Some may consider using surplus income, and investing that surplus towards such plan.
However, you need to be relatively certain that you will be able to maintain such income or payments into the plan. Think of those clients this year, who are impacted by COVID, and not making as much income as previous years. Many of these insurance strategies involve long-term planning. If you find yourself in the position where you can’t make the payment towards the policy, and need to lapse the policy – you just threw a bunch of money down the drain.

Yes, you do need to work with a professional who understands cash value life insurance and more importantly, helping you make an informed choice on if it makes sense or not. Too many push these types of solutions, as yes, they do pay out a nice commission given the size of some of these cases. There are many different ways these policies can be structured. Some are fully guaranteed, where the investment account and death benefit are guaranteed never to decrease. Others are very risky, where you may find yourself in a heap of trouble down the road (Universal Life, with an Increasing Cost of Insurance is one of those examples).

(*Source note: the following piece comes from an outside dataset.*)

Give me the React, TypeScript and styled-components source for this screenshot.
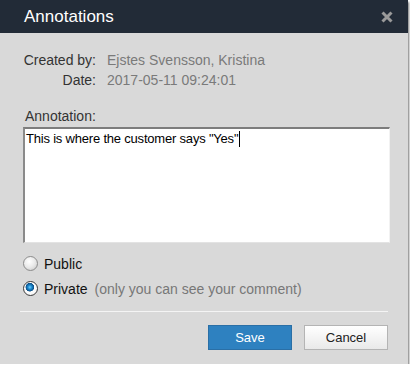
import React from 'react';
import styled, { createGlobalStyle } from 'styled-components';

const GlobalStyle = createGlobalStyle`
  body {
    margin: 0;
    background: #ffffff;
    font-family: "Liberation Sans", Arial, sans-serif;
  }
`;

const Dialog = styled.div`
  width: 408px;
  height: 364px;
  background: #d9d9d9;
  box-shadow: 1px 2px 2px rgba(0, 0, 0, 0.55);
  display: flex;
  flex-direction: column;
`;

const Header = styled.div`
  height: 33px;
  background: #222b37;
  display: flex;
  align-items: center;
  justify-content: space-between;
  padding: 0 15px 0 24px;
`;

const Title = styled.span`
  color: #ffffff;
  font-size: 17px;
`;

const Close = styled.svg`
  width: 12px;
  height: 12px;
`;

const Body = styled.div`
  padding: 17px 20px 0 23px;
  display: flex;
  flex-direction: column;
`;

const Meta = styled.div`
  display: grid;
  grid-template-columns: 73px auto;
  column-gap: 11px;
  font-size: 14px;
  line-height: 20px;
`;

const MetaLabel = styled.span`
  color: #333333;
  text-align: right;
`;

const MetaValue = styled.span`
  color: #7a7a7a;
`;

const FieldLabel = styled.div`
  margin-top: 16px;
  color: #333333;
  font-size: 14px;
  line-height: 20px;
  padding-left: 2px;
`;

const TextBox = styled.div`
  margin-top: 1px;
  height: 111px;
  width: 363px;
  background: #ffffff;
  border-top: 2px solid #7d7d7d;
  border-left: 2px solid #8a8a8a;
  border-right: 1px solid #f2f2f2;
  border-bottom: 1px solid #e3e3e3;
  padding: 2px 0 0 1px;
  box-sizing: content-box;
  font-size: 13px;
  letter-spacing: -0.2px;
  line-height: 16px;
  color: #000000;
`;

const Caret = styled.span`
  display: inline-block;
  width: 1px;
  height: 16px;
  background: #000;
  vertical-align: top;
  margin-left: 1px;
`;

const Options = styled.div`
  margin-top: 8px;
  display: flex;
  flex-direction: column;
`;

const RadioRow = styled.label`
  display: flex;
  align-items: center;
  height: 25px;
  font-size: 14px;
  color: #111;
`;

const RadioDot = styled.span<{ $checked?: boolean }>`
  width: 13px;
  height: 13px;
  border-radius: 50%;
  border: 1px solid ${p => (p.$checked ? '#3a3a3a' : '#8c8c8c')};
  background: ${p =>
    p.$checked
      ? 'radial-gradient(circle at 45% 40%, #6fd0ff 0, #1b8ad0 2px, #0b4f86 4px, #ffffff 4.6px, #ececec 100%)'
      : 'radial-gradient(circle at 40% 35%, #ffffff 0, #e9e9e9 50%, #c4c4c4 100%)'};
  margin-right: 6px;
  flex-shrink: 0;
`;

const Hint = styled.span`
  color: #777777;
  margin-left: 7px;
`;

const Divider = styled.hr`
  margin: 10px 0 0 -3px;
  width: 368px;
  border: none;
  border-top: 1px solid #f4f4f4;
  height: 0;
`;

const Footer = styled.div`
  display: flex;
  justify-content: flex-end;
  gap: 12px;
  margin-top: 13px;
`;

const Button = styled.button<{ $primary?: boolean }>`
  width: 84px;
  height: 25px;
  font-family: "Liberation Sans", Arial, sans-serif;
  font-size: 13px;
  cursor: pointer;
  border: 1px solid ${p => (p.$primary ? '#2a6fa6' : '#b4b4b4')};
  color: ${p => (p.$primary ? '#ffffff' : '#222222')};
  background: ${p =>
    p.$primary ? '#2e81c0' : 'linear-gradient(#ffffff, #e9e9e9)'};
  padding: 0;
`;

export default function App() {
  return (
    <>
      <GlobalStyle />
      <Dialog>
        <Header>
          <Title>Annotations</Title>
          <Close viewBox="0 0 12 12">
            <path d="M1.5 1.5 L10.5 10.5 M10.5 1.5 L1.5 10.5" stroke="#9a9a9a" strokeWidth="3" />
          </Close>
        </Header>
        <Body>
          <Meta>
            <MetaLabel>Created by:</MetaLabel>
            <MetaValue>Ejstes Svensson, Kristina</MetaValue>
            <MetaLabel>Date:</MetaLabel>
            <MetaValue>2017-05-11 09:24:01</MetaValue>
          </Meta>
          <FieldLabel>Annotation:</FieldLabel>
          <TextBox>
            This is where the customer says "Yes"<Caret />
          </TextBox>
          <Options>
            <RadioRow>
              <RadioDot />
              Public
            </RadioRow>
            <RadioRow>
              <RadioDot $checked />
              Private
              <Hint>(only you can see your comment)</Hint>
            </RadioRow>
          </Options>
          <Divider />
          <Footer>
            <Button $primary>Save</Button>
            <Button>Cancel</Button>
          </Footer>
        </Body>
      </Dialog>
    </>
  );
}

If one isn’t already maxing out their TFSA/RRSP and looking for additional tax-deferred growth, than it’s likely too soon to seriously consider cash-value life insurance. Majority of Term Life Insurance policies can be converted to a permanent plan down the road, without any medical underwriting. Just make sure the term policy is with a good company, that is most likely going to have a good product shelf for Cash Value Life Insurance.

If one has a family cottage or investment properties that they plan to leave to their children, than they could use a cash value policy to cover the capital gains tax bill upon their death as well.

Lastly, you are still young and dependent on your ability to earn an income. You may want to ensure that you protect your ability to earn that income. Disability Insurance may be something you want to consider. This can help you stay on financial track if life throws you a curve ball.

Hope that helps!

Wow this is so clear, even clearer than from my estate planning professor! Thank you!